Exercise materials:
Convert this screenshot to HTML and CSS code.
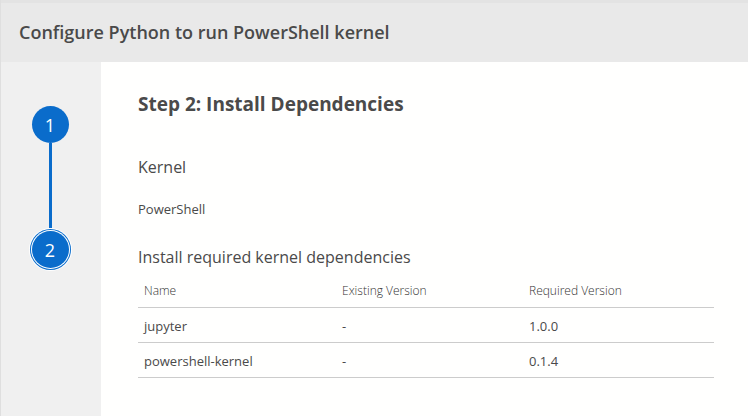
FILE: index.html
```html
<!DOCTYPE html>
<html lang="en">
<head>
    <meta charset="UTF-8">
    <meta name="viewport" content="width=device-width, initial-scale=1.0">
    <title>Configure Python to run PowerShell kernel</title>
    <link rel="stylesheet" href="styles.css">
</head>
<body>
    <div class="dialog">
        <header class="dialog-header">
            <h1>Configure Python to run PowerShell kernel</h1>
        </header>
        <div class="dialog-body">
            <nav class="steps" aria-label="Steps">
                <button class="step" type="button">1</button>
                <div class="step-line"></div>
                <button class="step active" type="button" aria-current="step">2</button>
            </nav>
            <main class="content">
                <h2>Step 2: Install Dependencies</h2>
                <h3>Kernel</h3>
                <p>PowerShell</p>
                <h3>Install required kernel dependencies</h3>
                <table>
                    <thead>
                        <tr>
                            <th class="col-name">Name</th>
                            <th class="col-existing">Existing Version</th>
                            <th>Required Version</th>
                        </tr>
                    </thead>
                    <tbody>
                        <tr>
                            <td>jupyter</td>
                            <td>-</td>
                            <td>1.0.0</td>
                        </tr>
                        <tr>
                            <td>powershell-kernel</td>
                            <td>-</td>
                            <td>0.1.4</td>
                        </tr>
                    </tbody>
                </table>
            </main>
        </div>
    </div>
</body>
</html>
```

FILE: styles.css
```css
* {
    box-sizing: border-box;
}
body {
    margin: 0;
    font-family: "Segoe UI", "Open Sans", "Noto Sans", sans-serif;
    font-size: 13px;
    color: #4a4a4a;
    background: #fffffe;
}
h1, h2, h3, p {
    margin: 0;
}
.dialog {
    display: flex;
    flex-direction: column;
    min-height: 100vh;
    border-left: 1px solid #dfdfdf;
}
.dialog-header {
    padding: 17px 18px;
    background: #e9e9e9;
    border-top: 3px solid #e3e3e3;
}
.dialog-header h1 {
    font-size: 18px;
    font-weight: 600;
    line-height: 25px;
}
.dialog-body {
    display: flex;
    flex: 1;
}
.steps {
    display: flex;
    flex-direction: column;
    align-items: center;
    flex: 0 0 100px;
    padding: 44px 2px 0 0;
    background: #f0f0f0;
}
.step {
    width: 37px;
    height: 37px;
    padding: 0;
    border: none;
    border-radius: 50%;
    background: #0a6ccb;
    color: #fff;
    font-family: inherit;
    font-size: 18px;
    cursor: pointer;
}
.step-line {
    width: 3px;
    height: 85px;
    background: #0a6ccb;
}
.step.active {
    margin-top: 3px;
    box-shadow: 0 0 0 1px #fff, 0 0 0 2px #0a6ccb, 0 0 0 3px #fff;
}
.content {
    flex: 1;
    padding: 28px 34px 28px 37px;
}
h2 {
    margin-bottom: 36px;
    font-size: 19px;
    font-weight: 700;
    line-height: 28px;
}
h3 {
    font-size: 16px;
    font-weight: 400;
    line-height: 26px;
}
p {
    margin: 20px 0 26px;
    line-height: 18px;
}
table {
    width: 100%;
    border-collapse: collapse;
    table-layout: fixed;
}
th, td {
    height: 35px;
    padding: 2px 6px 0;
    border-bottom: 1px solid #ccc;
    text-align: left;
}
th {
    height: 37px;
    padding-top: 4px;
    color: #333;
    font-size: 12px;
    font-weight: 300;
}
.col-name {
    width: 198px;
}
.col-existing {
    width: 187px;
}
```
...
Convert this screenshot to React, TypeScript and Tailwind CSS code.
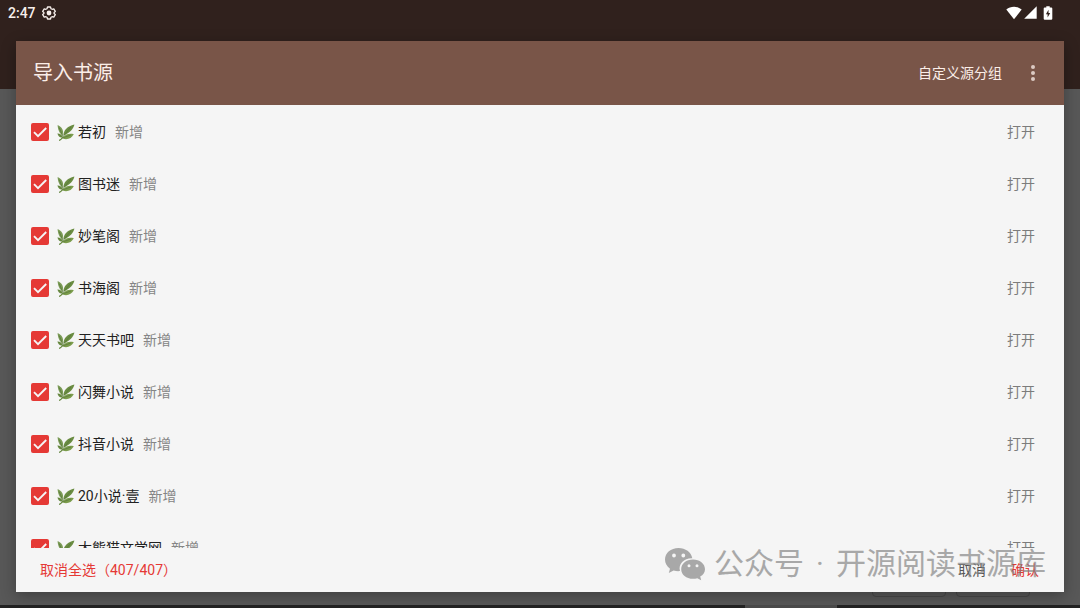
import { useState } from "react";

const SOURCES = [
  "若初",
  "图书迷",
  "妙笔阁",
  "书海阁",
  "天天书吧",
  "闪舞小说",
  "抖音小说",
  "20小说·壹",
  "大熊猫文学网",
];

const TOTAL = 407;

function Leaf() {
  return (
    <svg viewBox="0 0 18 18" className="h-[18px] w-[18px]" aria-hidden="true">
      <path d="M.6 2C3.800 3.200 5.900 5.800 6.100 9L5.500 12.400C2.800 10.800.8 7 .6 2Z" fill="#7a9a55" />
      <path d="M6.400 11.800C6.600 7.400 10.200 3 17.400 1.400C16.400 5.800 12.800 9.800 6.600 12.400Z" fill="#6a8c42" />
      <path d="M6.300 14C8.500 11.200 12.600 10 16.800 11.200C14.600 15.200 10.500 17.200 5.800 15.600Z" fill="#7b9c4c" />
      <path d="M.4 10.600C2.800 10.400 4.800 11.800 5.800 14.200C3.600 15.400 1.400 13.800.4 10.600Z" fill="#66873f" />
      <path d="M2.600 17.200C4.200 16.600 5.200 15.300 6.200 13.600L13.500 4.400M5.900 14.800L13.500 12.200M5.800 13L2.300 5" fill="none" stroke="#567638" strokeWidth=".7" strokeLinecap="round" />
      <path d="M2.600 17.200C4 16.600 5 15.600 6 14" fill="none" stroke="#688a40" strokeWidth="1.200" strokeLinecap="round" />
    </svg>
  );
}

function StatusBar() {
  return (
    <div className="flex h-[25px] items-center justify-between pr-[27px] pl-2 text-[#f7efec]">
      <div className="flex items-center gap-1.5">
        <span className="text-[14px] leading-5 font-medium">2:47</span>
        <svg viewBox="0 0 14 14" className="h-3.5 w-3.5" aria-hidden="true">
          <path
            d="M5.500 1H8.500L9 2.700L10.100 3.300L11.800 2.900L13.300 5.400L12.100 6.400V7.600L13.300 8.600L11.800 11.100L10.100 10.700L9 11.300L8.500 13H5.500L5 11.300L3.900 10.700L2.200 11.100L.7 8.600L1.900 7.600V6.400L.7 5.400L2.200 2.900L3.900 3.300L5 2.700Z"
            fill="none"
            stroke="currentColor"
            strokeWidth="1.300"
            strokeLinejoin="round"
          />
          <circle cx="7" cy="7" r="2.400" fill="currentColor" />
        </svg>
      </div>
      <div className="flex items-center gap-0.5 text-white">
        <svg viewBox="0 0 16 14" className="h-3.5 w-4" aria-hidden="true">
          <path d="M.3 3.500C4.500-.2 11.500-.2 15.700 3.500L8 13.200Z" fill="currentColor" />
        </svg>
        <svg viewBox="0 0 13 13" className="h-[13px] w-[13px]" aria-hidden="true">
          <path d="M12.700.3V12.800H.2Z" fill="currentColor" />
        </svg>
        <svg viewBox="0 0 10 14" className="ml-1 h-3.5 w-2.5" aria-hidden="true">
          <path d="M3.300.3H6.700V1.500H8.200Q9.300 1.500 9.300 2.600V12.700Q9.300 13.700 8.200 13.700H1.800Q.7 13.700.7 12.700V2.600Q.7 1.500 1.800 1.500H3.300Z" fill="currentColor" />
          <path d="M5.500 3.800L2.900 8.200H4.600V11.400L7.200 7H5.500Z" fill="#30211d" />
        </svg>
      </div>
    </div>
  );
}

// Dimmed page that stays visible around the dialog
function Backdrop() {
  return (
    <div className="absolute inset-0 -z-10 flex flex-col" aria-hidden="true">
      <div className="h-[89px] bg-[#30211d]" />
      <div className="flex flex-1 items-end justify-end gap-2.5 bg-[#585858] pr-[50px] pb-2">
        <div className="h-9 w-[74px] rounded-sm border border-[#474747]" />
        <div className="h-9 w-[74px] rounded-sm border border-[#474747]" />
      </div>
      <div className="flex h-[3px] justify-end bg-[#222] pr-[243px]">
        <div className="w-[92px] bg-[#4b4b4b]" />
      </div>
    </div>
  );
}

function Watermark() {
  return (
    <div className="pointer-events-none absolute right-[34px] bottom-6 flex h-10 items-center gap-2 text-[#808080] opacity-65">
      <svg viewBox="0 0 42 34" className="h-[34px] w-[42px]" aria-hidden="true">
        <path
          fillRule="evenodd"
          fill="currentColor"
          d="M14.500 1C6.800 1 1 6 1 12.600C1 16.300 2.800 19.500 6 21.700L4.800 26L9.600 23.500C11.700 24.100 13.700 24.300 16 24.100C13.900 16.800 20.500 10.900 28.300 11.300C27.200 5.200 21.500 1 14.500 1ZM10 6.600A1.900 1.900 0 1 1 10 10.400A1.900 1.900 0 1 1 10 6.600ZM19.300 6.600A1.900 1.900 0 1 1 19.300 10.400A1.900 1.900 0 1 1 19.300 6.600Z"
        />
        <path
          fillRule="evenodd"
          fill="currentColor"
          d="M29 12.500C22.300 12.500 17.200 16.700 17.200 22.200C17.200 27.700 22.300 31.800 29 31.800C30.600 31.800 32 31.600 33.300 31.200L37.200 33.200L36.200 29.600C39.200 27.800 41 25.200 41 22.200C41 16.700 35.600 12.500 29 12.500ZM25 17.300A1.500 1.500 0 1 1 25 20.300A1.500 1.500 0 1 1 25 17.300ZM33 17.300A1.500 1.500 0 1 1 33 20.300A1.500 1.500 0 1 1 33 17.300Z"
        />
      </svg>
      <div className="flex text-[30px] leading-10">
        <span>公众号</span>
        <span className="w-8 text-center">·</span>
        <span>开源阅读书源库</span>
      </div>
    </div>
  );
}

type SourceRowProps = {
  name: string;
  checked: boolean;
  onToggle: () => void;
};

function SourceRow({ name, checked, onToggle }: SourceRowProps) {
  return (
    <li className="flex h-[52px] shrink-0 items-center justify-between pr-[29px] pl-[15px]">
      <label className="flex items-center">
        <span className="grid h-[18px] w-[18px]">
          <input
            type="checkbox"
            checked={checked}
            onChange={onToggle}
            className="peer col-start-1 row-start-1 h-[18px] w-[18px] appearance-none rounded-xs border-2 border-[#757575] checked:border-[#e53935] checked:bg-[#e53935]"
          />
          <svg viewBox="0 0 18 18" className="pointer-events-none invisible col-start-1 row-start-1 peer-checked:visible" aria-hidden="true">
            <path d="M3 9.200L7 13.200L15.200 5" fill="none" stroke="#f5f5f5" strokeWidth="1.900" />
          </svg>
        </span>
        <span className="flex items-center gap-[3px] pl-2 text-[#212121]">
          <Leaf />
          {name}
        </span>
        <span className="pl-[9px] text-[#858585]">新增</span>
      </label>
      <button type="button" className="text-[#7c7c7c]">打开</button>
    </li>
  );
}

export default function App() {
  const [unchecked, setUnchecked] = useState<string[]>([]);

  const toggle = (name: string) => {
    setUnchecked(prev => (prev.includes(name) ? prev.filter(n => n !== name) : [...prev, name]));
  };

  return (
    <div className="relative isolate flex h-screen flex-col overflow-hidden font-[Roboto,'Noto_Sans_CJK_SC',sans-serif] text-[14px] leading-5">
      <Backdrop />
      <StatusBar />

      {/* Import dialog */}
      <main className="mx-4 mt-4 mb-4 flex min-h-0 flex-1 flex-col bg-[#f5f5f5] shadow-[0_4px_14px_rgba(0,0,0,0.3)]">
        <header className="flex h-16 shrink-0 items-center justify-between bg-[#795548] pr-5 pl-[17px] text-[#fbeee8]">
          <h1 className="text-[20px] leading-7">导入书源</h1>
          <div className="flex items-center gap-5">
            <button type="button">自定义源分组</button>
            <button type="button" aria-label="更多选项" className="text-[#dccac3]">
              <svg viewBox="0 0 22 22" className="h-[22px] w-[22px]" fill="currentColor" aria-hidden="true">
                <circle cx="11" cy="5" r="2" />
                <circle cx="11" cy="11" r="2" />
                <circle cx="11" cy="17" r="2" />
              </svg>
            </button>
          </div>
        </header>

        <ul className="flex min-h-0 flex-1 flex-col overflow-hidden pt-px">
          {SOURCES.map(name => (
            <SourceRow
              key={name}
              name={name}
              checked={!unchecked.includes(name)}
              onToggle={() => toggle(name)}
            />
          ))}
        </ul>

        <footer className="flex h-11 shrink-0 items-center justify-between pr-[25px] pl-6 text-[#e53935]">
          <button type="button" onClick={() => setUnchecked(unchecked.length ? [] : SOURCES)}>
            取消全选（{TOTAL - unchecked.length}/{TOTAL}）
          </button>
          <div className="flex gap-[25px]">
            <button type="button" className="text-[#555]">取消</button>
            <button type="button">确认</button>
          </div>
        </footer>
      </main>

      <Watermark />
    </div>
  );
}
---
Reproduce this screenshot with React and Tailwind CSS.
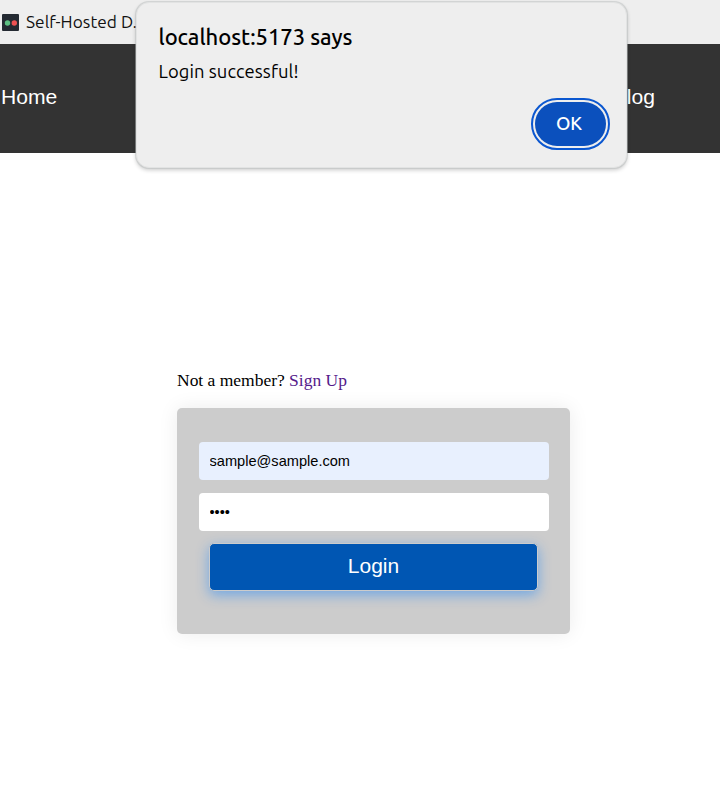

Exercise: Copy each line of the listing that contains the string "Convert".

Task answer:
Convert this screenshot to HTML and CSS code.
Convert this screenshot to React, TypeScript and Tailwind CSS code.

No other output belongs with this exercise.